The Experiments API in Fusion lets you set up straightforward A/B (or A/B/n) tests. An A/B test is a two-sample hypothesis test with two variants. In A/B/n testing, variant A (the first variant that is defined) is compared with B, and with each of the other variants. For example, with an A/B/C/D test, the comparisons are A/B, A/C, and A/D.

The simplest setup is to create just two variants (A and B). Variant A is customarily considered the “control” configuration, and variant B is the test configuration or “treatment” to compare with the control configuration.

It is also common to perform A/A testing, that is, to create a separate variant with exactly the same configuration as the control. A/A testing is useful for detecting any systemic errors.

You can perform both A/B and A/A testing as a part of the same experiment. To do this, create three variants: one variant that is the control (A1), a second variant with the same configuration as the control (A2), and a third variant with the treatment configuration (B). The comparisons are A1/A2 and A1/B.

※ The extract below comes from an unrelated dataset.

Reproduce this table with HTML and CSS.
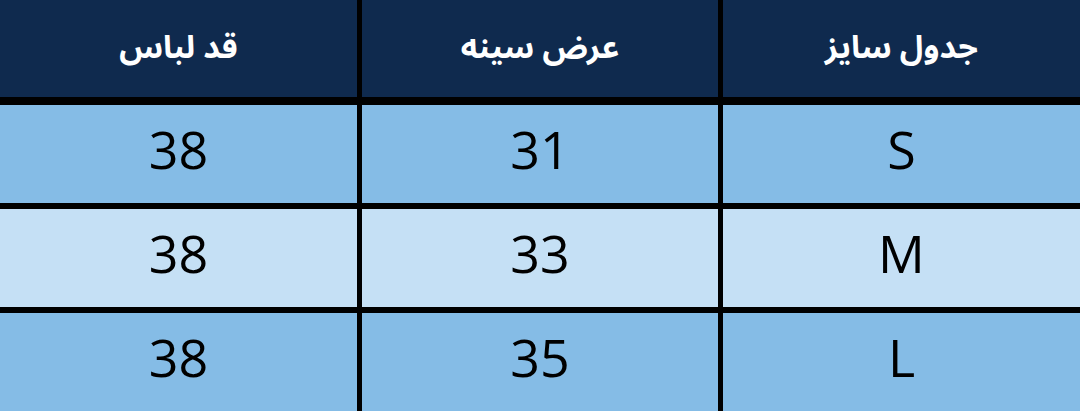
FILE: index.html
```html
<!DOCTYPE html>
<html lang="fa" dir="rtl">
<head>
<meta charset="utf-8">
<title>جدول سایز</title>
<link rel="stylesheet" href="styles.css">
</head>
<body>
<div class="table">
  <div class="row head">
    <div class="cell">جدول سایز</div>
    <div class="cell">عرض سینه</div>
    <div class="cell">قد لباس</div>
  </div>
  <div class="row dark">
    <div class="cell">S</div>
    <div class="cell">31</div>
    <div class="cell">38</div>
  </div>
  <div class="row light">
    <div class="cell">M</div>
    <div class="cell">33</div>
    <div class="cell">38</div>
  </div>
  <div class="row dark">
    <div class="cell">L</div>
    <div class="cell">35</div>
    <div class="cell">38</div>
  </div>
</div>
</body>
</html>
```

FILE: styles.css
```css
html, body {
  margin: 0;
  padding: 0;
  background: #000;
}
.table {
  width: 1080px;
  height: 411px;
  display: flex;
  flex-direction: column;
  gap: 6px;
  background: #000;
  direction: rtl;
  overflow: hidden;
}
.row {
  display: grid;
  grid-template-columns: 357px 356px 357px;
  column-gap: 5px;
  height: 98px;
}
.row.head {
  height: 97px;
  margin-bottom: 2px;
}
.cell {
  display: flex;
  align-items: center;
  justify-content: center;
  box-sizing: border-box;
}
.head .cell {
  background: #0f2a4e;
  color: #fff;
  font-family: "Noto Sans Arabic", "Vazirmatn", "DejaVu Sans", sans-serif;
  font-weight: bold;
  font-size: 32px;
  padding-bottom: 2px;
}
.dark .cell,
.light .cell {
  font-family: "Open Sans", sans-serif;
  font-size: 52px;
  color: #000;
  padding-bottom: 12px;
}
.dark .cell { background: #85bce6; }
.light .cell { background: #c5e0f5; }
```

For example, the following experiment definition creates an experiment with 3 variants. The first two are identical, while the third uses a different query pipeline, called with-recommendations:

{
    "id": "sample-experiment",
    "uniqueIdParameter": "userId",
    "baseSignalsCollection": "bestbuy",
    "variants": [
        {
            "name": "control-a1"
        },
        {
            "name": "control-a2",
        },
        {
            "name": "b",
            "queryPipeline": "with-recommendations",
        }
    ],
    "enabled": true,
    "metrics": [
        {
            "type": "ctr",
            "name": "CTR",
            "primary": true
        },
        {
            "type": "conversion-rate",
            "name": "purchase rate",
            "signalType": "purchase",
        }
    ]
}

As users interact with this experiment, we expect the results of metrics for the first two variants to be quite similar, since they are configured identically. With a small sample size, metrics could vary somewhat based on random chance but, as more users interact with the experiment, we expect the metrics to converge on identical results. The third variant, however, will likely perform differently, and its performance will tell us whether we should be using the with-recommendations pipeline for all search traffic.